Le fret ferroviaire est-il le grand oublié des rails ? Tout semble indiquer que si, certains disent même que c’est une évidence : le train de marchandises a perdu du terrain ! Depuis des décennies, il se fait damer le pion par les camions sur les routes, au point de ne plus représenter aujourd’hui que 9 % du volume total des marchandises transportées en France. Mais le vent pourrait bien tourner… Le gouvernement, dans un élan de prise de conscience écologique et de sécurité, veut remettre les wagons sur le devant de la scène. Moins de bruit, moins de pollution, moins de risques… le rail a tout pour plaire. Pour redonner ses lettres de noblesse au fret ferroviaire, une stratégie nationale est lancée. Objectif annoncé : relancer ce mode de transport qui a tant à offrir !

Le fret ferroviaire en France est à la dérive…

C’est un fait, le secteur du fret ferroviaire en France est dans la tourmente. Après des années de sous-investissement et une concurrence qui l’a mis à mal, la situation est en effet critique. Les entreprises de fret ferroviaire, excédées, montent au créneau. Elles crient au secours, tiraillées entre la frustration et l’indignation, car les risques qui planent sur leur industrie ne sont plus tenables.

Il faut savoir qu’il y a près de deux décennies, le marché du transport de marchandises par rail s’ouvrait à la concurrence, avec la promesse d’une revitalisation du secteur. On nous vendait du rêve : plus de compétition pour mieux servir, attirer de nouveaux clients, et in fine, renflouer les caisses pour entretenir le réseau. Mais patatras, ce fut tout l’inverse ! Le marché s’est morcelé, Fret SNCF a vu ses parts fondre comme neige au soleil, perdant plus de la moitié de son terrain au profit de huit autres transporteurs, dont deux lancés par la SNCF elle-même.
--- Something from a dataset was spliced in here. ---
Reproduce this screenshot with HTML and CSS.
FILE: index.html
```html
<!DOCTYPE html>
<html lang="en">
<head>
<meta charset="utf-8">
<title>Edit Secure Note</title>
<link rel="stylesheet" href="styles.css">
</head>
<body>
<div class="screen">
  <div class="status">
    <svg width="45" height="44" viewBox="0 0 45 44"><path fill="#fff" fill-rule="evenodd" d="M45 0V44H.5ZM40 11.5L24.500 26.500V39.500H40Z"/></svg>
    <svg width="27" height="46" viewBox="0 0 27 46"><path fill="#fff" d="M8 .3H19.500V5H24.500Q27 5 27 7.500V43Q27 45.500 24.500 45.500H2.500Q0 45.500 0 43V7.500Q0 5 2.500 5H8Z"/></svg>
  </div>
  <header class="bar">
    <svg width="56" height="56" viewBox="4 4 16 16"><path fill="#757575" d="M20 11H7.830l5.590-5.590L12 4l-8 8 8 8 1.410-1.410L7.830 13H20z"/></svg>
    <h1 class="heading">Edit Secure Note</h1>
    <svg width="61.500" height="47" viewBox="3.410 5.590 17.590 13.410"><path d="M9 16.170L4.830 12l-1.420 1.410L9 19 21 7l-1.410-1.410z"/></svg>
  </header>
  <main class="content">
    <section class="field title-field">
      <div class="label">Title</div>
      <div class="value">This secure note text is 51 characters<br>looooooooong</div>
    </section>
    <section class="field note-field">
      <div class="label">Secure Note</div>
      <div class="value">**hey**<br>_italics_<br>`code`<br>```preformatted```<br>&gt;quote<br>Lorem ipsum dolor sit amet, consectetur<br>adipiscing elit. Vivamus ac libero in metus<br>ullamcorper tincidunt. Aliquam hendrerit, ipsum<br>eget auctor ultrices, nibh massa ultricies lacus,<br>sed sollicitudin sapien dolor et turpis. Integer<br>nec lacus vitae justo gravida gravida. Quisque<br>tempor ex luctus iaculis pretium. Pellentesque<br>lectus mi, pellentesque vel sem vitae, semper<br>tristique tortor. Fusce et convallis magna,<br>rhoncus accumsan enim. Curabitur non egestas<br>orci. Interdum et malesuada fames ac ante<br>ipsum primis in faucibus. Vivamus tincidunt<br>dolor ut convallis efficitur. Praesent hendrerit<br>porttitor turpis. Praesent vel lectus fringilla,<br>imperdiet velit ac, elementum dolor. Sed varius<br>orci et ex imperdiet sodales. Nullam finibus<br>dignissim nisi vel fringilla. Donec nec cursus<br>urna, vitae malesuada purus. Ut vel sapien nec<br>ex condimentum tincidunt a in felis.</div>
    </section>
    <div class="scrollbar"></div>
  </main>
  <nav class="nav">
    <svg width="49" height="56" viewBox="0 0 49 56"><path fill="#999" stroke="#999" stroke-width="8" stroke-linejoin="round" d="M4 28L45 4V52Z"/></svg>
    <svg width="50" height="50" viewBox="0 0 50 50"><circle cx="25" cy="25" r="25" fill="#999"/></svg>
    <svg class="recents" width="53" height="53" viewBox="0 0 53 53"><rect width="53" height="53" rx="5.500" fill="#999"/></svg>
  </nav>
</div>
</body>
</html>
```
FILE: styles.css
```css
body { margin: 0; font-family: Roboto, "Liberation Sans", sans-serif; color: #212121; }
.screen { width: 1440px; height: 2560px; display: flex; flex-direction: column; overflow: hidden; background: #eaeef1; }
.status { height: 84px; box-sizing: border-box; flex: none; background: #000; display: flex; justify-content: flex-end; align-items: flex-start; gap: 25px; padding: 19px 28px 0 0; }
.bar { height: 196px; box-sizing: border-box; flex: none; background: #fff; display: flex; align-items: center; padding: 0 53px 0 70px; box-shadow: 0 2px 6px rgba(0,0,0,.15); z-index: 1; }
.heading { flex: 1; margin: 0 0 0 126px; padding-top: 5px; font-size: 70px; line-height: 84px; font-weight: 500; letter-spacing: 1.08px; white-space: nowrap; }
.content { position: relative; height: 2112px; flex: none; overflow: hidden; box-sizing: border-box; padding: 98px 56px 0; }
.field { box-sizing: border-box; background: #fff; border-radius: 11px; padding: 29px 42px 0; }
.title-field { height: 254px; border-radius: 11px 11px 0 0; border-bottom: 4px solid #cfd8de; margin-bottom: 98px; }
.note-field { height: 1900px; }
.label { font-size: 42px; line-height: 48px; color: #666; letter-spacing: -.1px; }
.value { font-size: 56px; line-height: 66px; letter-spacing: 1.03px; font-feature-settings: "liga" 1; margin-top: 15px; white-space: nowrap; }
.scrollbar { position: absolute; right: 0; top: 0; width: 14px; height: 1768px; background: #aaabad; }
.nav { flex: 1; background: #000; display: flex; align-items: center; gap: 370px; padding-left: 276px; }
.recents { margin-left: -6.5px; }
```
Et ce n’est pas tout. Selon Lionel Ledocq de l’Unsa, chez Fret SNCF, on jongle avec les ressources, on fait des calculs serrés pour ne pas sombrer financièrement, on travaille à flux tendu. « Il suffit d’un grain de sable pour qu’une desserte soit annulée », lâche-t-il, dépeignant un système au bord de la rupture. Et la loi de 2020 qui a transformé la SNCF en société anonyme n’a fait qu’empirer les choses, en imposant des restrictions budgétaires sévères. Résultat ? Les effectifs ont été sabrés, passant de 15 000 à 5 400 agents. Comme le souligne David Lasnier de la CGT, « c’est la croix et la bannière pour réunir un conducteur, un agent au sol et une machine qui fonctionne ».
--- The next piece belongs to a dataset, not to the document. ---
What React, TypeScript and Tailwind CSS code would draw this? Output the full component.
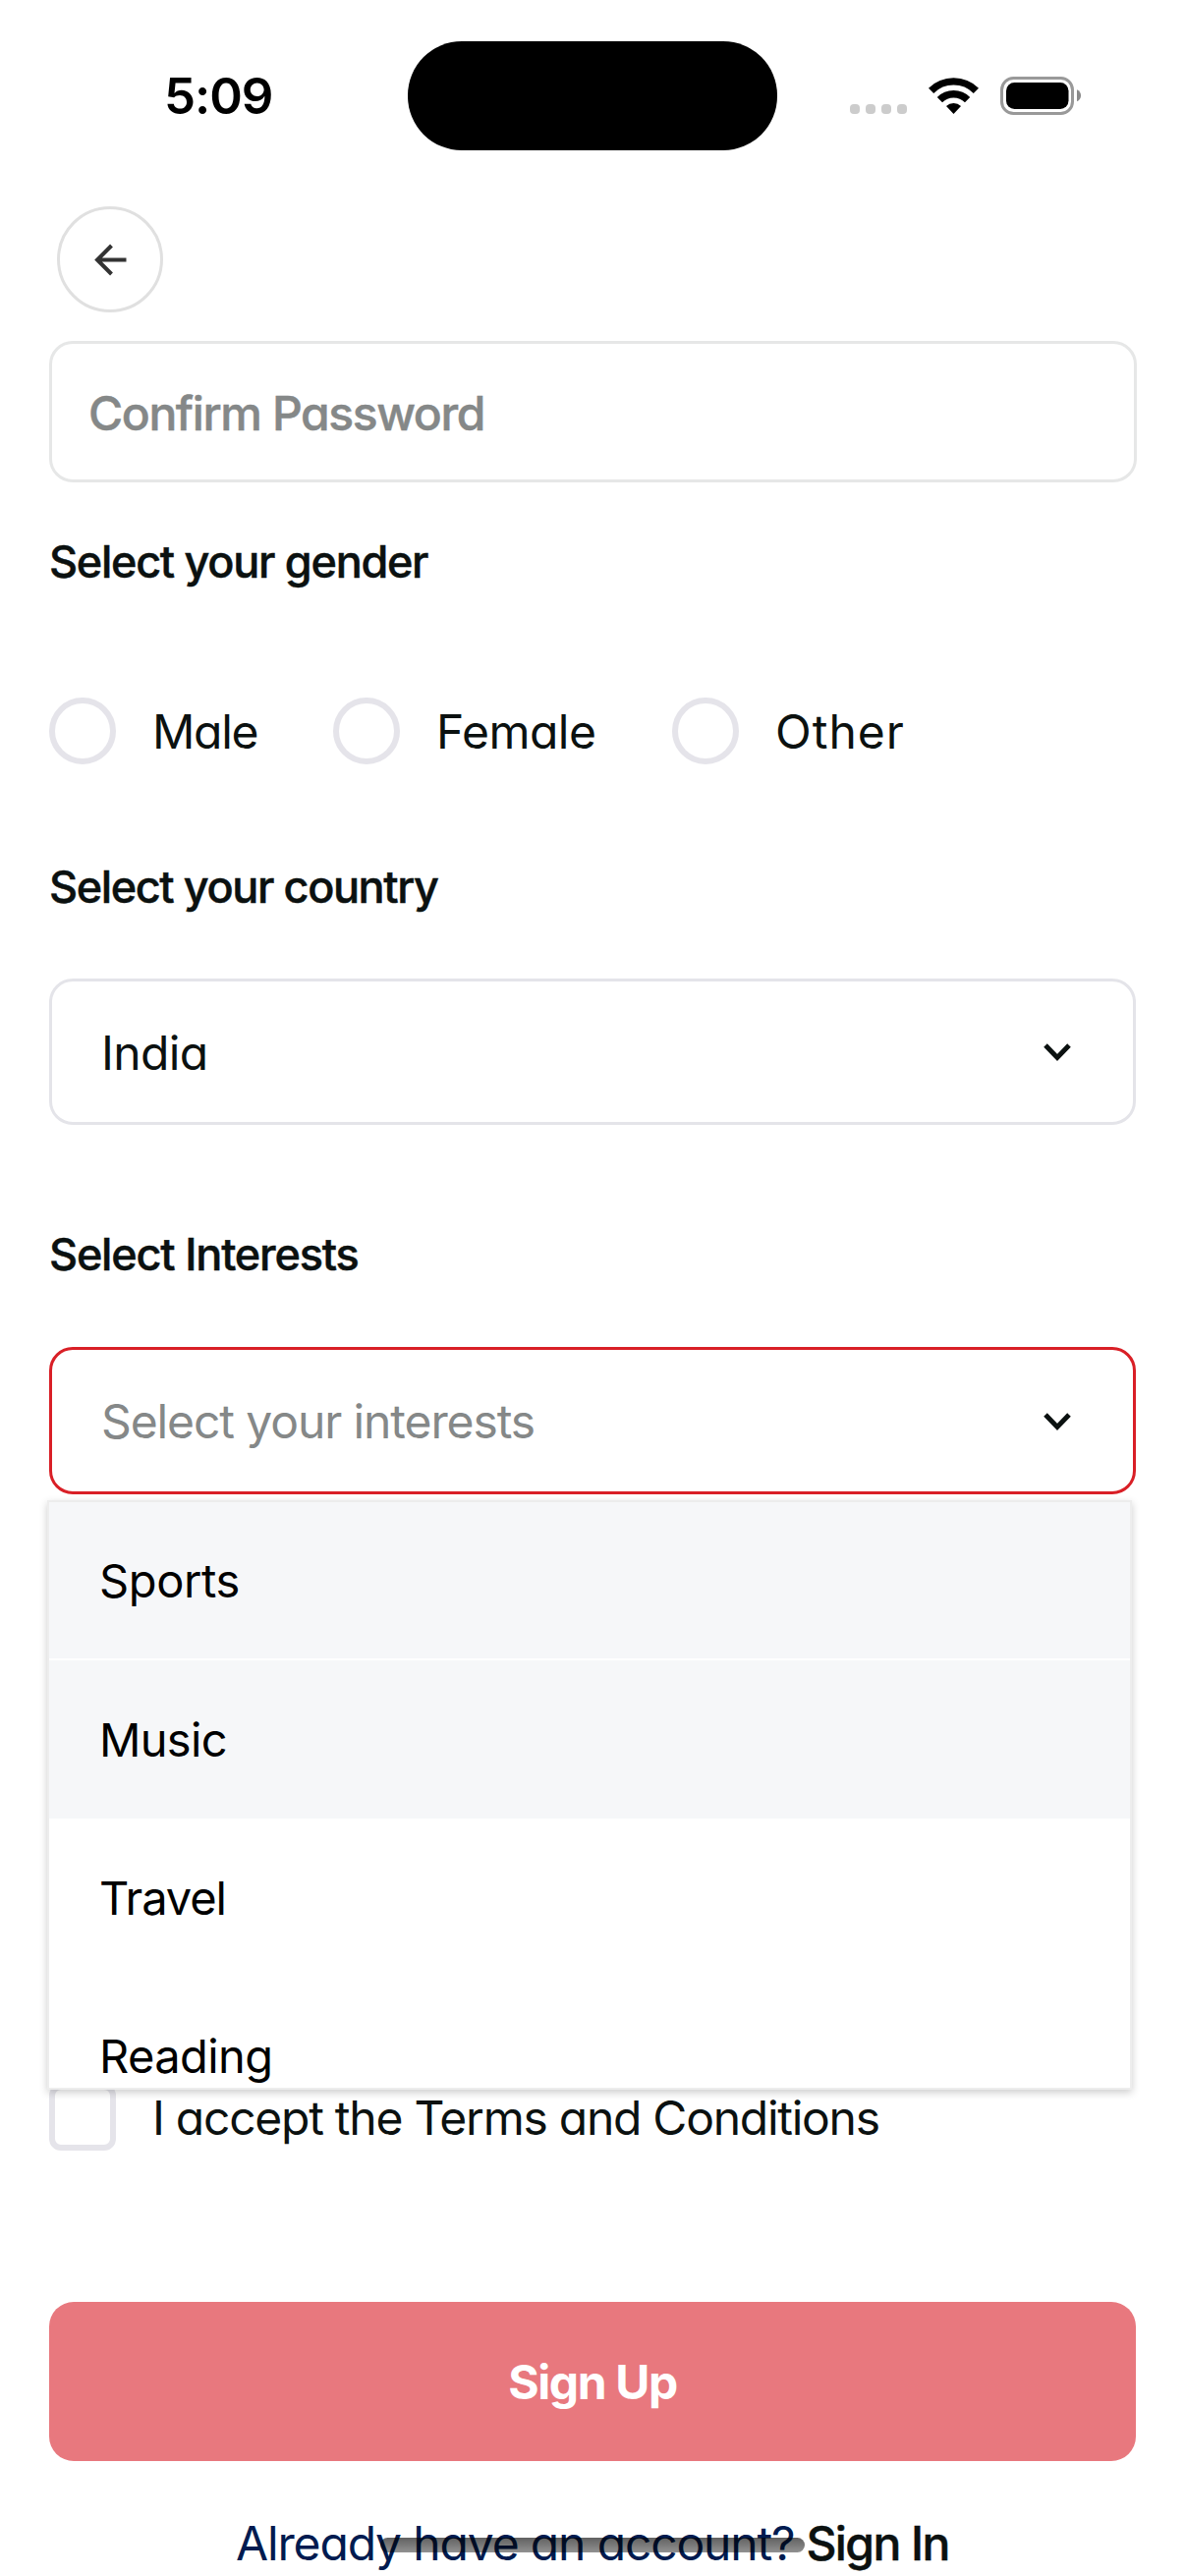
import type { ReactNode } from "react";

function StatusBar() {
  return (
    <header className="flex h-[210px] items-start pt-[41px]">
      <div className="flex h-[111px] w-[415px] items-center pt-[2px] pl-[167px] text-[51px] leading-none font-semibold tracking-[-1.1px] text-black">
        5:09
      </div>
      <div className="mt-[0.5px] h-[111px] w-[376px] rounded-[55px] bg-black" />
      <div className="flex h-[111px] flex-1 items-center pt-[2px] pl-[74px]">
        <div className="mt-[27px] flex gap-[6px]">
          <i className="size-[10px] rounded-[4px] bg-[#cccccc]" />
          <i className="size-[10px] rounded-[4px] bg-[#cccccc]" />
          <i className="size-[10px] rounded-[4px] bg-[#cccccc]" />
          <i className="size-[10px] rounded-[4px] bg-[#cccccc]" />
        </div>
        <svg className="ml-[22px] h-[37px] w-[51px]" viewBox="0 0 51 37" fill="none" stroke="#000">
          <path d="M2.6 13.4 A32.4 32.4 0 0 1 48.4 13.4" strokeWidth="7.4" />
          <path d="M11.4 22.6 A20 20 0 0 1 39.6 22.6" strokeWidth="7.4" />
          <path d="M25.5 37 L18 29 A10.8 10.8 0 0 1 33 29 Z" fill="#000" stroke="none" />
        </svg>
        <svg className="ml-[22px] h-[39px] w-[83px]" viewBox="0 0 83 39" fill="none">
          <rect x="1.5" y="1.5" width="72" height="36" rx="12" stroke="#999" strokeWidth="3" />
          <rect x="6" y="6" width="63.5" height="27" rx="8.5" fill="#000" />
          <path d="M78 13.2 Q82 15 82 19.2 T78 25.2 Z" fill="#8a8a8a" />
        </svg>
      </div>
    </header>
  );
}

function Label({ children, className }: { children: ReactNode; className: string }) {
  return (
    <h2 className={`flex h-[61px] items-center text-[45px] font-medium text-[#0b1110] [-webkit-text-stroke:0.5px] ${className}`}>
      {children}
    </h2>
  );
}

function Radio({ children, className }: { children: ReactNode; className: string }) {
  return (
    <label className={`flex items-center gap-[37px] ${className}`}>
      <i className="size-[68px] rounded-full border-[6px] border-[#e5e4ea]" />
      <span className="pt-[2px]">{children}</span>
    </label>
  );
}

function Chevron() {
  return (
    <svg className="mt-[1px] mr-[63px] h-[20px] w-[28px]" viewBox="0 0 28 20" fill="none" stroke="#0b1110" strokeWidth="5">
      <path d="M2 3 L14 15.4 L26 3" />
    </svg>
  );
}

function Option({ children, className }: { children: ReactNode; className: string }) {
  return <li className={`flex h-[161px] shrink-0 items-center pl-[51px] text-[47px] text-black ${className}`}>{children}</li>;
}

export default function App() {
  return (
    <div className="relative h-[2622px] w-[1206px] overflow-hidden bg-white font-['Inter',sans-serif] leading-none whitespace-nowrap">
      <StatusBar />
      <main className="flex flex-col px-[50px] text-[48px] text-[#0b1110] [font-feature-settings:'cv11']">
        <button className="ml-[8px] flex size-[108px] items-center justify-center rounded-full border-[3px] border-[#e0e0e0]">
          <svg className="size-[33px]" viewBox="0 0 33 33" fill="none" stroke="#333" strokeWidth="4">
            <path d="M32.5 16.5 H3 M17.5 2 L3 16.5 L17.5 31" />
          </svg>
        </button>

        <div className="mt-[29px] flex h-[144px] w-[1107px] items-center rounded-[24px] border-[3px] border-[#e6e7e7] pt-[3px] pl-[37px] font-medium tracking-[-1.4px] text-[#858888] [-webkit-text-stroke:0.5px]">
          Confirm Password
        </div>

        <Label className="mt-[50px] tracking-[-1.28px]">Select your gender</Label>
        <div className="mt-[108px] flex">
          <Radio className="w-[289px] tracking-[-1.3px]">Male</Radio>
          <Radio className="w-[345px] tracking-[-0.5px]">Female</Radio>
          <Radio className="tracking-[1px]">Other</Radio>
        </div>

        <Label className="mt-[94px] tracking-[-1.39px]">Select your country</Label>
        <div className="mt-[63px] flex h-[149px] items-center justify-between rounded-[24px] border-[3px] border-[#e4e4e9] pl-[50px] tracking-[-0.6px]">
          <span className="pt-[2px]">India</span>
          <Chevron />
        </div>

        <Label className="mt-[101px] tracking-[-1.19px]">Select Interests</Label>
        <div className="relative mt-[64px]">
          <div className="flex h-[150px] items-center justify-between rounded-[24px] border-[3px] border-[#d91f26] pl-[50px] tracking-[-1.1px] text-[#858888]">
            <span className="pt-px">Select your interests</span>
            <Chevron />
          </div>
          <ul className="absolute top-[156px] left-[-2px] z-10 flex h-[600px] w-[1104px] flex-col overflow-hidden border-2 border-[#ededed] bg-white shadow-[0_3px_8px_rgba(0,0,0,0.2)] [font-feature-settings:normal]">
            <Option className="border-b-2 border-white bg-[#f6f7f9] tracking-[-0.4px]">Sports</Option>
            <Option className="bg-[#f6f7f9] tracking-[-0.7px]">Music</Option>
            <Option className="tracking-[-1.1px]">Travel</Option>
            <Option className="tracking-[-0.6px]">Reading</Option>
          </ul>
        </div>

        <label className="mt-[600px] flex items-center gap-[37px] tracking-[-1.26px]">
          <i className="size-[68px] rounded-[12px] border-[6px] border-[#e5e4ea]" />
          <span className="pt-[2px]">I accept the Terms and Conditions</span>
        </label>

        <button className="mt-[154px] flex h-[162px] items-center justify-center rounded-[25px] bg-[#e8787e] pt-px font-bold tracking-[-1.4px] text-white">
          Sign Up
        </button>

        <p className="mt-[54px] flex h-[60px] items-center pl-[190px] text-[#001b50]">
          <span className="tracking-[-1.15px]">Already have an account?</span>
          <a className="ml-[12px] font-medium tracking-[-1.6px] text-[#0b1110] [-webkit-text-stroke:0.5px]">Sign In</a>
        </p>
      </main>
      <div className="absolute top-[2583px] left-[387px] h-[15px] w-[432px] rounded-full bg-linear-to-b from-black/62 to-black/43" />
    </div>
  );
}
Ajoutez à cela le déclin des industries lourdes et une concurrence routière devenue féroce avec les travailleurs détachés qui tirent les salaires vers le bas. Les camions, eux, ne paient pas pour l’entretien des routes, contrairement aux trains. Entre 2006 et 2019, la part du rail dans le fret a été divisée par deux. Quant aux lignes capillaires, elles vieillissent mal, un quart ayant été fermé ces cinq dernières années. Avec des infrastructures qui crient grâce et un objectif gouvernemental de doubler la part du rail d’ici 2030, le fret ferroviaire semble engagé dans un sprint dont il ne voit pas le bout…

Un sursaut d’espoir pour le fret ferroviaire en France, malgré les obstacles

C’est une époque paradoxale pour le fret ferroviaire en France car, malgré un contexte difficile, il a comme un frémissement d’espoir dans l’air. Les industriels, de plus en plus soucieux de leur bilan carbone, se tournent vers le rail, dans l’espoir d’alléger leur empreinte écologique. C’est notamment le cas du train des primeurs au marché de Rungis, et des autres solutions de fret développées par la Semmaris et son président, M. Layani. L’élan est tel qu’on a même vu le fret ferroviaire grappiller quelques parts de marché, montant à 10,7 %, un petit gain qui sonne comme une promesse de renaissance pour les transporteurs.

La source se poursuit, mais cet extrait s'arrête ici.